Immortality does not like auteurs. It turns its nose up against them like they’re made fully of salty ink-black licorice. Its plot is an open-ended retelling of the story repeated throughout history by Paganini nonbelievers, Oscar Wilde in The Picture of Dorian Gray, and online conspiracy theorists who maintain that Avril Lavigne was replaced by a body double in 2004, or that Lady Gaga murdered her friend and absorbed her personality. Fame is a killer, they all say, but the hubris and sacrifice that artistic greatness requires is even worse. It’s like selling your soul to the devil himself.

Fine, yeah, sure. To support this, the game’s dialogue is peppered with strange, outdated jabs at the western art canon’s pantheon. In one Two of Everything scene, poor Michelangelo, dead for 458 years, is at the brunt of it.

“You are no Michelangelo,” character Amy Archer (Jocelin Donahue) says to Marissa’s character. “I mean that as a compliment—all of Michelangelo’s women look like men with tits stuck on them.” Um, what?

The neo-noir Klute rewrite Minsky, Marissa’s second movie, centers around the murder of a Picasso-type. When the drier Donald Sutherland stand-in (Carl Goodman, played by Ty Molbak) asks Marissa’s character if the artist Minsky liked to dress up during sex, she says, “Yes, he was the girl. Like all pitchers, he was really a catcher inside. When he was fucking someone, he was only really fucking himself.” Um, again, what?

Both of these comments depressingly fall in line with a dangerous old horror movie trope you’ll find in Psycho, Dressed to Kill, The Silence of the Lambs, and other movies too complacent to review why they present gender dysphoria or ambiguity as evil, unnatural, and abominably Other. Not willing to let a gross trope live on its own, Barlow also seems terrified of older women and their bodies, and the bulk of “scary” Immortality scenes feature them.

What Immortality wants to say is that the artistic heart, a thing the game loathes in dialogue and reveres in its visual references to great artists and films, is damned because male artists are too demanding, too willing to drain their willowy muses. In making the game’s focus Marissa instead of one of her directors, Barlow tries to pull our cultural focus toward the women on set, who had vision, drive, and suffered through their coworkers’ creepy advances to give their art to the world.

There’s nothing wrong with that. I’d even call it appreciated, considering the often strained relationship between video games and the women in them. But Barlow’s thesis has been repeated for the last few centuries by women artists with nuanced and precious firsthand experiences that gave it sharp teeth, which Barlow lacks. Though he draws attention off the director and onto the actress, Barlow never gives Marissa any sense of agency. Everything happens to Marissa—the events of the game, her movies being delayed, even the action of the player finding her. Marissa is never allowed to find herself, to share her art the way she would have envisioned or wanted it. Because of this, Barlow turns into another black hole director, stealing his actress’ spotlight when he hoped to shine it only on her.

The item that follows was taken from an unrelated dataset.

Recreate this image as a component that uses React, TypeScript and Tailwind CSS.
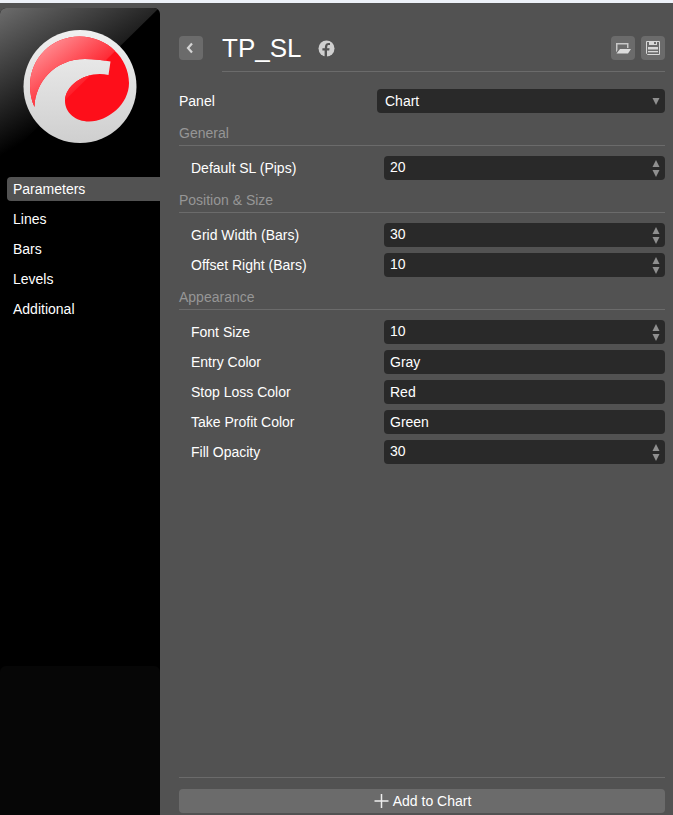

The character Marissa Marcel claps her hands together in the game Immortality.

This tragic Jane Fonda wig ruined my life.
Screenshot: Half Mermaid / Kotaku

Much of Immortality’s post-Me Too movement commentary is hollow because of this. Instead of breaking ground for social commentary in video games, the game relies on platitudes to retell a story we’ve heard done better, more creatively, and with more conviction before. Barlow’s game is unsure of what it believes and, instead of rejoicing in its clear admiration for cinema, sex, and the craft of filmmaking, it cries and self-flagellates.

It can’t even express penance well because its cast, for the most part, is unable to reach the ideal middle-ground between expressionless and overblown. Partly for this reason, Marissa is a disappointing protagonist, and Gage’s performance is regrettably one-note (once during my playthrough, I fast-forwarded through a minutes-long clip to see if her blank face would change at all, and it didn’t). Marissa, despite all the posturing Barlow has imbued her with, comes across as a caricature of moralism, a sweet teenager corrupted and destroyed by her art as she aged.

“Marissa isn’t wearing any panties,” one character repeats salaciously before and after they shoot a scene. To this I thought, it’s 2022, am I really expected to interpret going commando as the peak of sexual deviance?

Another line I keep thinking about is Carl telling Marissa that when he was “driving in from the airport” into New York City for the film Minsky, he felt like he was “descending into hell.”

“It’s kind of a dark place, isn’t it?” he says.

“WowwwOOWOOWOW,” I wrote in my notes.


Often throughout my playthrough, I wondered how Barlow expects women artists to exist at all if he can only imagine them as sexy teenagers, being chewed and spit out by a Picasso, or forgotten by history completely.

How should artists live if he thinks that New York City in the 70’s, a holy garden for the Black Arts Movement, queer art and liberation, and a local feminist art movement, is hell? This attitude—it’s bleak, unhelpful, and revisionist. Despite Immortality’s interesting gameplay elements and occasionally exciting visual elements, I couldn’t unstick this thorn.

I want art to be a place where I can find love, beauty, or truth. Without these things, Marissa Marcel was better off lost.